The Immaculate Conception of Los Venerables

Bartolomé Esteban Murillo1678
Baroque
Spain

Murillo's late Immaculate Conception is the definitive visual statement of the Marian doctrine that Mary was conceived without original sin, depicting the Virgin as a young girl ascending on clouds surrounded by adoring angels and suffused in golden light. Theologically grounded in the Woman of Revelation 12:1 ('clothed with the sun, with the moon under her feet, and a crown of twelve stars') and the beloved of Song of Solomon 6:10 ('Who is this that appears like the dawn, fair as the moon, bright as the sun?'), the painting became the most widely reproduced religious image in Catholic Europe. Murillo's warmly human, luminously devotional style made complex Marian theology emotionally accessible to ordinary believers.

Bartolomé Esteban Murillo's Immaculate Conception of Los Venerables, painted in Seville around 1678 and now in the Prado Museum in Madrid, is the most celebrated statement of Marian theology in the history of Spanish Baroque painting - and arguably in the history of Western art as a whole. The doctrine of the Immaculate Conception, that Mary was conceived without original sin in anticipation of her role as the mother of Christ, had been a subject of intense theological controversy and passionate popular devotion in Seville throughout the 17th century. Murillo's paintings gave this controversy its defining visual form.

The doctrine is not directly stated in Scripture but has its biblical foundations in a constellation of texts that the tradition brought together as converging testimonies. Revelation 12:1 - 'A great sign appeared in heaven: a woman clothed with the sun, with the moon under her feet and a crown of twelve stars on her head' - was interpreted from the early medieval period as an image of Mary in her eschatological glory, free from the taint of sin and death. Song of Solomon 6:10 - 'Who is this that appears like the dawn, fair as the moon, bright as the sun, majestic as the stars in procession?' - was read as a type of Mary's singular purity. Luke 1:28, Gabriel's salutation - 'Greetings, you who are highly favored! The Lord is with you' - was understood as implying a state of grace that could not coexist with original sin.

Murillo's Immaculate Conception renders the doctrine as a visual experience of overwhelming luminosity and tender humanity. The Virgin appears not as a theological abstraction but as a young girl - perhaps thirteen or fourteen years old - ascending in an ecstasy of light, surrounded by a crowd of putti and cherubs. Her expression is one of quiet, surprised joy rather than majesty: she is not aware of her own beauty and power but simply of the divine presence that enfolds her. This human naturalness in the midst of supernatural splendor was Murillo's distinctive contribution to the tradition of Marian imagery.

Seville in the 17th century was the site of the most intense and sometimes violent popular attachment to the Immaculate Conception doctrine in Europe. The city had erupted in riots in 1613 when a Dominican friar preached against the doctrine, and the debates between the Dominicans (who maintained their traditional skepticism) and the Franciscans (who championed the doctrine) had been a constant presence in Sevillian religious life for decades. Murillo's paintings emerged from this passionate local context and gave the popular devotion its most beautiful visual expression.

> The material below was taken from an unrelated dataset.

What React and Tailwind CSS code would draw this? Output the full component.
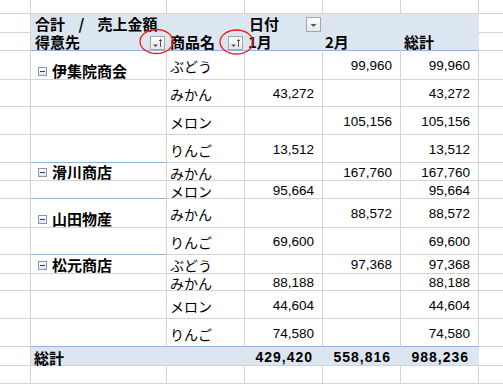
const jp = "font-['Noto_Sans_CJK_JP',sans-serif]";
const num = "font-['Liberation_Sans',sans-serif] text-[13.5px]";

const groups = [
  {
    name: '伊集院商会',
    rows: [
      ['ぶどう', '', '99,960', '99,960', 'h-[29px]'],
      ['みかん', '43,272', '', '43,272', 'h-[27px]'],
      ['メロン', '', '105,156', '105,156', 'h-[28px]'],
      ['りんご', '13,512', '', '13,512', 'h-[28px]'],
    ],
  },
  {
    name: '滑川商店',
    rows: [
      ['みかん', '', '167,760', '167,760', 'h-[18px]'],
      ['メロン', '95,664', '', '95,664', 'h-[18px]'],
    ],
  },
  {
    name: '山田物産',
    rows: [
      ['みかん', '', '88,572', '88,572', 'h-[29px]'],
      ['りんご', '69,600', '', '69,600', 'h-[27px]'],
    ],
  },
  {
    name: '松元商店',
    rows: [
      ['ぶどう', '', '97,368', '97,368', 'h-[19px]'],
      ['みかん', '88,188', '', '88,188', 'h-[17px]'],
      ['メロン', '44,604', '', '44,604', 'h-[28px]'],
      ['りんご', '74,580', '', '74,580', 'h-[28px]'],
    ],
  },
];

const GRAY = 'border-[#d4d4d4]';
const BLUE = 'border-[#95b3d7]';

function Cell({ w, className = '', children }) {
  return (
    <div className={`${w} shrink-0 box-border border-r border-b flex min-w-0 ${className}`}>
      {children}
    </div>
  );
}

function FilterBtn() {
  return (
    <span className="relative w-[15px] h-[14px] box-border border border-[#a6a6a6] bg-gradient-to-b from-white to-[#e6e6e6] shrink-0">
      <svg width="13" height="12" viewBox="0 0 13 12" className="absolute left-0 top-0">
        <path d="M2 7.5h5l-2.5 2.5z" fill="#555" />
        <path d="M9.5 2.5v7.5M8 4l1.5-1.5L11 4" stroke="#555" strokeWidth="1" fill="none" />
      </svg>
    </span>
  );
}

function DropBtn() {
  return (
    <span className="relative w-[15px] h-[15px] box-border border border-[#a6a6a6] bg-gradient-to-b from-white to-[#e6e6e6] shrink-0">
      <svg width="13" height="13" viewBox="0 0 13 13" className="absolute left-0 top-0">
        <path d="M3.5 6h6l-3 3z" fill="#555" />
      </svg>
    </span>
  );
}

function Collapse() {
  return (
    <span className="w-[9px] h-[9px] box-border border border-[#8797b3] bg-gradient-to-b from-white to-[#dfe5ef] flex items-center justify-center shrink-0 mb-[2px]">
      <span className="w-[5px] h-[1px] bg-[#2c3f63]" />
    </span>
  );
}

function Blank({ h }) {
  return (
    <div className={`flex ${h}`}>
      <Cell w="w-[31px]" className={GRAY} />
      <Cell w="w-[136px]" className={GRAY} />
      <Cell w="w-[78px]" className={GRAY} />
      <Cell w="w-[78px]" className={GRAY} />
      <Cell w="w-[78px]" className={GRAY} />
      <Cell w="w-[78px]" className={GRAY} />
      <div className={`flex-1 box-border border-b ${GRAY}`} />
    </div>
  );
}

function NumCell({ v, bottom }) {
  return (
    <Cell w="w-[78px]" className={`border-r-[#d4d4d4] ${bottom} items-center justify-end pr-[8px] pt-[2px]`}>
      <span className={`${num} leading-none`}>{v}</span>
    </Cell>
  );
}

export default function App() {
  const total = groups.reduce((n, g) => n + g.rows.length, 0);
  let idx = 0;

  const head = 'bg-[#dce6f1] border-r-[#dce6f1]';
  const hText = `${jp} text-[15px] font-bold leading-none`;

  return (
    <div className="relative w-[503px] h-[384px] overflow-hidden bg-white text-black">
      <Blank h="h-[14px]" />

      {/* 見出し 1段目 */}
      <div className="flex h-[19px]">
        <Cell w="w-[31px]" className={GRAY} />
        <Cell w="w-[136px]" className={`${head} border-b-[#dce6f1] items-end pb-[1px] pl-[4px]`}>
          <span className={`${hText} whitespace-nowrap [word-spacing:10px]`}>合計 / 売上金額</span>
        </Cell>
        <Cell w="w-[78px]" className={`${head} border-b-[#dce6f1]`} />
        <Cell w="w-[78px]" className={`${head} border-b-[#dce6f1] items-end justify-between pl-[4px] pr-[1px]`}>
          <span className={`${hText} pb-[1px]`}>日付</span>
          <DropBtn />
        </Cell>
        <Cell w="w-[78px]" className={`${head} border-b-[#dce6f1]`} />
        <Cell w="w-[78px]" className={`${head} border-b-[#dce6f1]`} />
        <div className={`flex-1 box-border border-b ${GRAY}`} />
      </div>

      {/* 見出し 2段目 */}
      <div className="flex h-[18px]">
        <Cell w="w-[31px]" className={GRAY} />
        <Cell w="w-[136px]" className={`${head} border-b-[#95b3d7] items-end justify-between pl-[4px] pr-[1px]`}>
          <span className={`${hText} pb-[1px]`}>得意先</span>
          <FilterBtn />
        </Cell>
        <Cell w="w-[78px]" className={`${head} border-b-[#95b3d7] items-end justify-between pl-[3px] pr-[1px]`}>
          <span className={`${hText} pb-[1px]`}>商品名</span>
          <FilterBtn />
        </Cell>
        <Cell w="w-[78px]" className={`${head} border-b-[#95b3d7] items-end pl-[3px] pb-[1px]`}>
          <span className={hText}>1月</span>
        </Cell>
        <Cell w="w-[78px]" className={`${head} border-b-[#95b3d7] items-end pl-[2px] pb-[1px]`}>
          <span className={hText}>2月</span>
        </Cell>
        <Cell w="w-[78px]" className={`${head} border-b-[#95b3d7] items-end pl-[3px] pb-[1px]`}>
          <span className={hText}>総計</span>
        </Cell>
        <div className={`flex-1 box-border border-b ${GRAY}`} />
      </div>

      {/* 明細 */}
      {groups.map((g, gi) =>
        g.rows.map((r, i) => {
          idx += 1;
          const lastAll = idx === total;
          const lastInGroup = i === g.rows.length - 1;
          const bB = lastInGroup ? 'border-b-[#95b3d7]' : 'border-b-[#d4d4d4]';
          const bData = lastAll ? 'border-b-[#95b3d7]' : 'border-b-[#d4d4d4]';
          return (
            <div key={`${gi}-${i}`} className={`flex ${r[4]}`}>
              <Cell w="w-[31px]" className={GRAY} />
              <Cell w="w-[136px]" className={`border-r-[#d4d4d4] ${bB} items-end pl-[7px] pb-[1px]`}>
                {i === 0 && (
                  <span className="flex items-end gap-[5px]">
                    <Collapse />
                    <span className={hText}>{g.name}</span>
                  </span>
                )}
              </Cell>
              <Cell w="w-[78px]" className={`border-r-[#d4d4d4] ${bData} items-center pl-[3px] pt-[2px]`}>
                <span className={`${jp} text-[14px] leading-none`}>{r[0]}</span>
              </Cell>
              <NumCell v={r[1]} bottom={bData} />
              <NumCell v={r[2]} bottom={bData} />
              <NumCell v={r[3]} bottom={bData} />
              <div className={`flex-1 box-border border-b ${GRAY}`} />
            </div>
          );
        })
      )}

      {/* 総計 */}
      <div className="flex h-[19px]">
        <Cell w="w-[31px]" className={GRAY} />
        <Cell w="w-[136px]" className={`${head} border-b-[#d4d4d4] items-center pl-[3px] pt-[2px]`}>
          <span className={hText}>総計</span>
        </Cell>
        <Cell w="w-[78px]" className={`${head} border-b-[#d4d4d4]`} />
        {['429,420', '558,816', '988,236'].map((v) => (
          <Cell key={v} w="w-[78px]" className={`${head} border-b-[#d4d4d4] items-center justify-end pr-[9px] pt-[2px]`}>
            <span className="font-['Liberation_Sans',sans-serif] text-[14px] font-bold leading-none tracking-[1px]">{v}</span>
          </Cell>
        ))}
        <div className={`flex-1 box-border border-b ${GRAY}`} />
      </div>

      <Blank h="h-[18px]" />
      <Blank h="h-[18px]" />

      {/* 赤い丸印 */}
      <svg className="absolute left-0 top-0 pointer-events-none" width="503" height="384">
        <ellipse cx="156.5" cy="41.5" rx="16.5" ry="12" fill="none" stroke="#ee1c1c" strokeWidth="1.3" />
        <ellipse cx="236.5" cy="42" rx="16.5" ry="12" fill="none" stroke="#ee1c1c" strokeWidth="1.3" />
      </svg>
    </div>
  );
}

The painting's commercial success was remarkable: it was reproduced in prints across Catholic Europe and Spanish America and became one of the most widely distributed religious images of the 17th and 18th centuries. The warmth of Murillo's style - his characteristic soft golden light, his psychologically accessible figures, his willingness to present divine subjects with human emotion and warmth - made complex Marian theology comprehensible and emotionally accessible to ordinary believers who might struggle with theological argument but could respond to a beautiful young girl ascending in divine light.

Murillo was the most beloved religious painter in the Spanish-speaking world for over two centuries after his death, and this painting is the work that most completely embodies the qualities that earned that devotion: the combination of doctrinal seriousness and emotional warmth, of theological precision and popular accessibility, that defined the best religious art of the Counter-Reformation tradition.

Bible References (4)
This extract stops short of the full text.